No período em que a ditadura militar expõe seus tentáculos no Acre, Abrahim Farhat Neto, ao lado de aliados como o então bispo dom Gicondo Maria Grotti, sonha com algum tipo de resistência. Com a morte do religioso num acidente aéreo em Sena Madureira, em 1971, Abrahim Farhat perde também um aliado na Igreja. Para sua sorte, no entanto, o novo bispo, Dom Moacyr Grechi, tem ideias de resistência tão avançadas quanto ao bispo falecido. Os dois se aliam e se tornam, em seguida, os depositários  das queixas de colonos, seringueiros e índios vítimas da violência dos novos couaptes do Acre, os fazendeiros interessados no latifúndio das fetertéis terras acreanas.

O movimento desencadeado por Abrahim Farhat Neto, que se restringia a atividades urbanas, agora marchava rumo aos seringais. A resistência inicial iria encontrar aliados como Wilson Piero de Souza, Chico Mendes, João Maia da Silva Filho e outros tantos sonhadores que buscavam um Acre desenvolvido mas sem o deramemnto de sangue de seus filhos. É neste sentido que Abrahim Farhat se junta aos fundadores do PT achando que agora o movimento iniciado por ele tinha um Partido de massas para encabeçar as lutas.

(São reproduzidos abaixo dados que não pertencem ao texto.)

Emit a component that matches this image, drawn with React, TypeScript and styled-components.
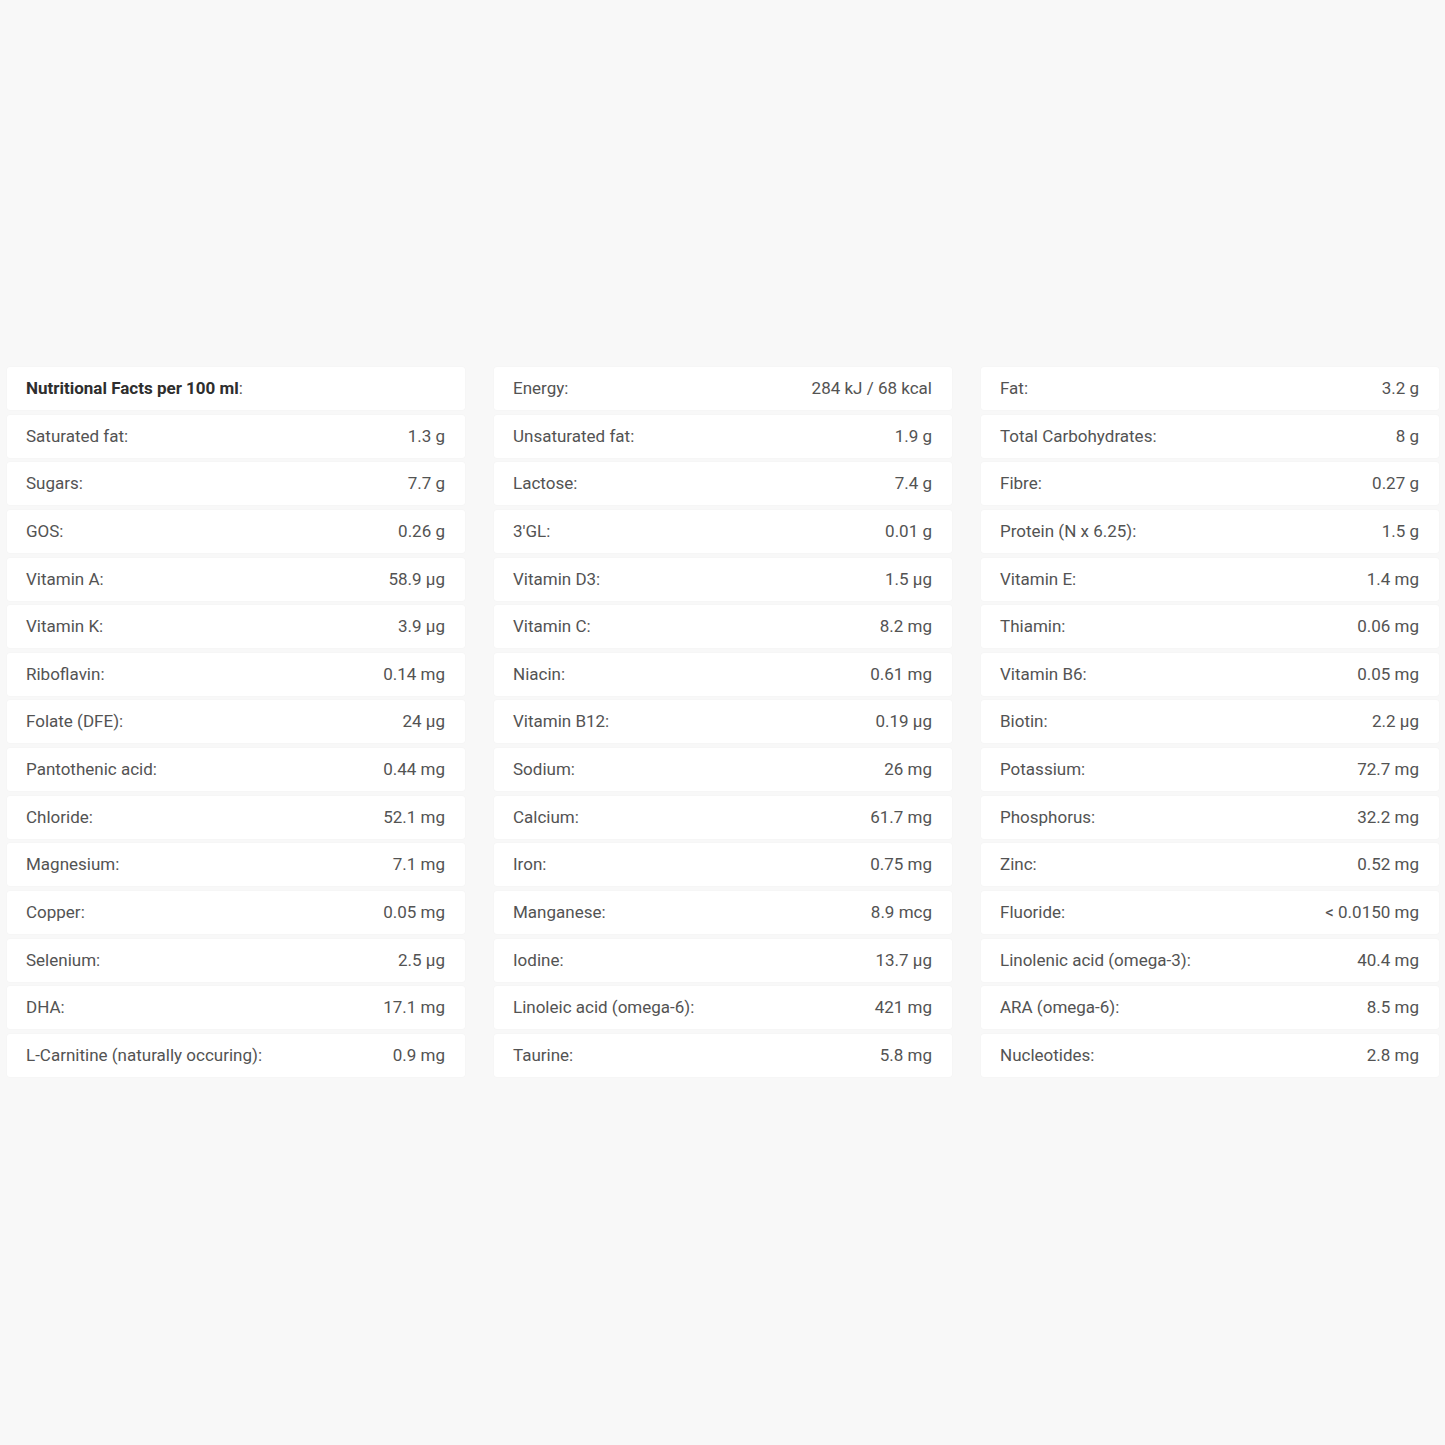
import React from "react";
import styled, { createGlobalStyle } from "styled-components";

const GlobalStyle = createGlobalStyle`
  html, body {
    margin: 0;
    padding: 0;
    background: #f8f8f8;
  }
  body {
    font-family: Roboto, "Liberation Sans", Arial, sans-serif;
  }
`;

const Page = styled.div`
  min-height: 1445px;
  box-sizing: border-box;
  padding: 367px 6px 0 7px;
`;

const Grid = styled.div`
  display: grid;
  grid-template-columns: repeat(3, 458px);
  column-gap: 29px;
  row-gap: 4.65px;
`;

const Cell = styled.div`
  height: 43px;
  box-sizing: border-box;
  background: #ffffff;
  border-radius: 3px;
  box-shadow: 0 0 2px rgba(0, 0, 0, 0.04);
  display: flex;
  align-items: center;
  justify-content: space-between;
  padding: 0 20px 1px 19px;
  font-size: 17px;
  color: #535353;
`;

const Label = styled.span<{ $bold?: boolean }>`
  font-weight: ${(p) => (p.$bold ? 700 : 400)};
  color: ${(p) => (p.$bold ? "#2e2e2e" : "inherit")};
`;

const Value = styled.span`
  text-align: right;
  white-space: nowrap;
`;

type Item = [string, string];

const items: Item[] = [
  ["", ""],
  ["Energy:", "284 kJ / 68 kcal"],
  ["Fat:", "3.2 g"],
  ["Saturated fat:", "1.3 g"],
  ["Unsaturated fat:", "1.9 g"],
  ["Total Carbohydrates:", "8 g"],
  ["Sugars:", "7.7 g"],
  ["Lactose:", "7.4 g"],
  ["Fibre:", "0.27 g"],
  ["GOS:", "0.26 g"],
  ["3'GL:", "0.01 g"],
  ["Protein (N x 6.25):", "1.5 g"],
  ["Vitamin A:", "58.9 µg"],
  ["Vitamin D3:", "1.5 µg"],
  ["Vitamin E:", "1.4 mg"],
  ["Vitamin K:", "3.9 µg"],
  ["Vitamin C:", "8.2 mg"],
  ["Thiamin:", "0.06 mg"],
  ["Riboflavin:", "0.14 mg"],
  ["Niacin:", "0.61 mg"],
  ["Vitamin B6:", "0.05 mg"],
  ["Folate (DFE):", "24 µg"],
  ["Vitamin B12:", "0.19 µg"],
  ["Biotin:", "2.2 µg"],
  ["Pantothenic acid:", "0.44 mg"],
  ["Sodium:", "26 mg"],
  ["Potassium:", "72.7 mg"],
  ["Chloride:", "52.1 mg"],
  ["Calcium:", "61.7 mg"],
  ["Phosphorus:", "32.2 mg"],
  ["Magnesium:", "7.1 mg"],
  ["Iron:", "0.75 mg"],
  ["Zinc:", "0.52 mg"],
  ["Copper:", "0.05 mg"],
  ["Manganese:", "8.9 mcg"],
  ["Fluoride:", "< 0.0150 mg"],
  ["Selenium:", "2.5 µg"],
  ["Iodine:", "13.7 µg"],
  ["Linolenic acid (omega-3):", "40.4 mg"],
  ["DHA:", "17.1 mg"],
  ["Linoleic acid (omega-6):", "421 mg"],
  ["ARA (omega-6):", "8.5 mg"],
  ["L-Carnitine (naturally occuring):", "0.9 mg"],
  ["Taurine:", "5.8 mg"],
  ["Nucleotides:", "2.8 mg"],
];

export default function App() {
  return (
    <>
      <GlobalStyle />
      <Page>
        <Grid>
          {items.map(([label, value], i) =>
            i === 0 ? (
              <Cell key={i}>
                <span>
                  <Label $bold>Nutritional Facts per 100 ml</Label>:
                </span>
              </Cell>
            ) : (
              <Cell key={i}>
                <Label>{label}</Label>
                <Value>{value}</Value>
              </Cell>
            )
          )}
        </Grid>
      </Page>
    </>
  );
}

De alguma forma, seus sonhos não foram de todos em vão. Ainda que tenha visto de perto companheiros seus serem abatidos por balsas assassinas, como nas mortes de Wilson Pinheiro e Chico Mendes, num espaço de oito anos, Abrahim Farhat testemunhou também a ascensão de um companheiro seu, que chegou a dormir em sua casa, no centro da Rio Branco, à presidência da Reública, em 2002. Viu Lula ser reeleito e ainda a fazer sua sucessora. 

Quando Lula foi preso em Curtiba, em abril de 2018, Abrahim Farhat, ainda assim, mantinha a convicção de que o então ex-presidente daria a volta or cima. “Só quem não cohece o Lula é capaz de achar que ele se deixará abater. Essa direitona não sabe que cutucou a onça com vara curta”, dizia, já doente, em sua casa, usando uma sonda já em tratamento renal, com hemodiálise, que fazia duas vezes por semana no hospital onde morreu. 

“Lhé” estava certo. Mas morreu sem ver o amigo Lula chegar à presidência para um terceiro mandato. Se há tristeza nisso, pode servir de consolo o fato de Abrahim Farhat não ter visto também o massacre atual de seus patrícios na Faixa de Gaza. Um Estado Palestino, com Gaza livre e autônoma, era outra das causas deste homem cuja vida foi toda ela dedicada à luta em defesa dos mais sofridos, um sonhador de causas perdidas o qual, no entanto, nunca se deixou abater e certamente morreu certo de que fez o bom combate.